→ Objective
Without the pictures, can you quote each line below exactly?

→ Dataset extract
— start —

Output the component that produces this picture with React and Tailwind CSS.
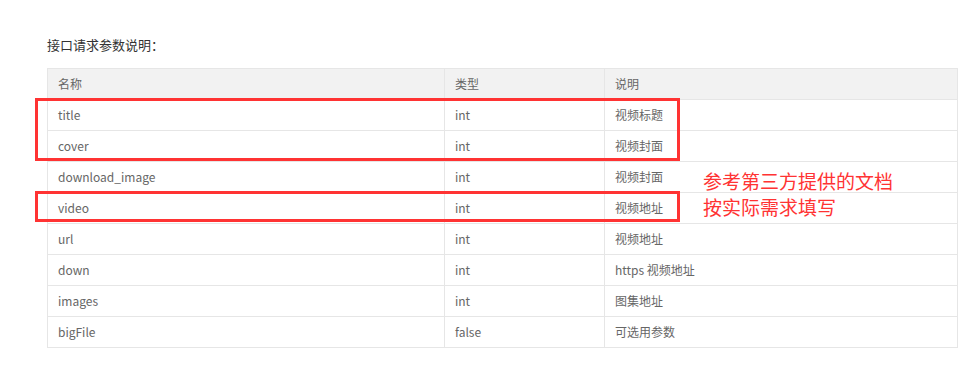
import React from 'react';

const rows = [
  ['title', 'int', '视频标题'],
  ['cover', 'int', '视频封面'],
  ['download_image', 'int', '视频封面'],
  ['video', 'int', '视频地址'],
  ['url', 'int', '视频地址'],
  ['down', 'int', 'https 视频地址'],
  ['images', 'int', '图集地址'],
  ['bigFile', 'false', '可选用参数'],
];

const font = { fontFamily: '"Noto Sans CJK SC", "Noto Sans", sans-serif' };

export default function App() {
  return (
    <div className="relative w-[976px] h-[384px] bg-white" style={font}>
      <div className="pl-[47px] pt-[36px]">
        <p className="text-[13px] leading-[18px] text-[#333]">接口请求参数说明：</p>
        <table className="mt-[14px] w-[911px] border-collapse border border-[#e6e6e6] text-[12px] text-[#666] table-fixed">
          <colgroup>
            <col className="w-[397px]" />
            <col className="w-[160px]" />
            <col />
          </colgroup>
          <thead>
            <tr className="bg-[#f2f2f2] h-[31px]">
              <th className="border border-[#e6e6e6] px-[10px] text-left font-normal">名称</th>
              <th className="border border-[#e6e6e6] px-[10px] text-left font-normal">类型</th>
              <th className="border border-[#e6e6e6] px-[10px] text-left font-normal">说明</th>
            </tr>
          </thead>
          <tbody>
            {rows.map(([name, type, desc]) => (
              <tr key={name} className="h-[31px]">
                <td className="border border-[#e6e6e6] px-[10px]">{name}</td>
                <td className="border border-[#e6e6e6] px-[10px]">{type}</td>
                <td className="border border-[#e6e6e6] px-[10px]">{desc}</td>
              </tr>
            ))}
          </tbody>
        </table>
      </div>

      {/* red annotation boxes */}
      <div className="absolute left-[35px] top-[98px] w-[645px] h-[63px] border-[3px] border-[#f33]" />
      <div className="absolute left-[35px] top-[191px] w-[645px] h-[31px] border-[3px] border-[#f33]" />

      <div className="absolute left-[703px] top-[168px] text-[19px] leading-[26px] text-[#f33]">
        <p>参考第三方提供的文档</p>
        <p>按实际需求填写</p>
      </div>
    </div>
  );
}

— end —

→ Result of the task
Output the component that produces this picture with React and Tailwind CSS.
import React from 'react';

const rows = [
  ['title', 'int', '视频标题'],
  ['cover', 'int', '视频封面'],
  ['download_image', 'int', '视频封面'],
  ['video', 'int', '视频地址'],
  ['url', 'int', '视频地址'],
  ['down', 'int', 'https 视频地址'],
  ['images', 'int', '图集地址'],
  ['bigFile', 'false', '可选用参数'],
];

const font = { fontFamily: '"Noto Sans CJK SC", "Noto Sans", sans-serif' };

export default function App() {
  return (
    <div className="relative w-[976px] h-[384px] bg-white" style={font}>
      <div className="pl-[47px] pt-[36px]">
        <p className="text-[13px] leading-[18px] text-[#333]">接口请求参数说明：</p>
        <table className="mt-[14px] w-[911px] border-collapse border border-[#e6e6e6] text-[12px] text-[#666] table-fixed">
          <colgroup>
            <col className="w-[397px]" />
            <col className="w-[160px]" />
            <col />
          </colgroup>
          <thead>
            <tr className="bg-[#f2f2f2] h-[31px]">
              <th className="border border-[#e6e6e6] px-[10px] text-left font-normal">名称</th>
              <th className="border border-[#e6e6e6] px-[10px] text-left font-normal">类型</th>
              <th className="border border-[#e6e6e6] px-[10px] text-left font-normal">说明</th>
            </tr>
          </thead>
          <tbody>
            {rows.map(([name, type, desc]) => (
              <tr key={name} className="h-[31px]">
                <td className="border border-[#e6e6e6] px-[10px]">{name}</td>
                <td className="border border-[#e6e6e6] px-[10px]">{type}</td>
                <td className="border border-[#e6e6e6] px-[10px]">{desc}</td>
              </tr>
            ))}
          </tbody>
        </table>
      </div>

      {/* red annotation boxes */}
      <div className="absolute left-[35px] top-[98px] w-[645px] h-[63px] border-[3px] border-[#f33]" />
      <div className="absolute left-[35px] top-[191px] w-[645px] h-[31px] border-[3px] border-[#f33]" />

      <div className="absolute left-[703px] top-[168px] text-[19px] leading-[26px] text-[#f33]">
        <p>参考第三方提供的文档</p>
        <p>按实际需求填写</p>
      </div>
    </div>
  );
}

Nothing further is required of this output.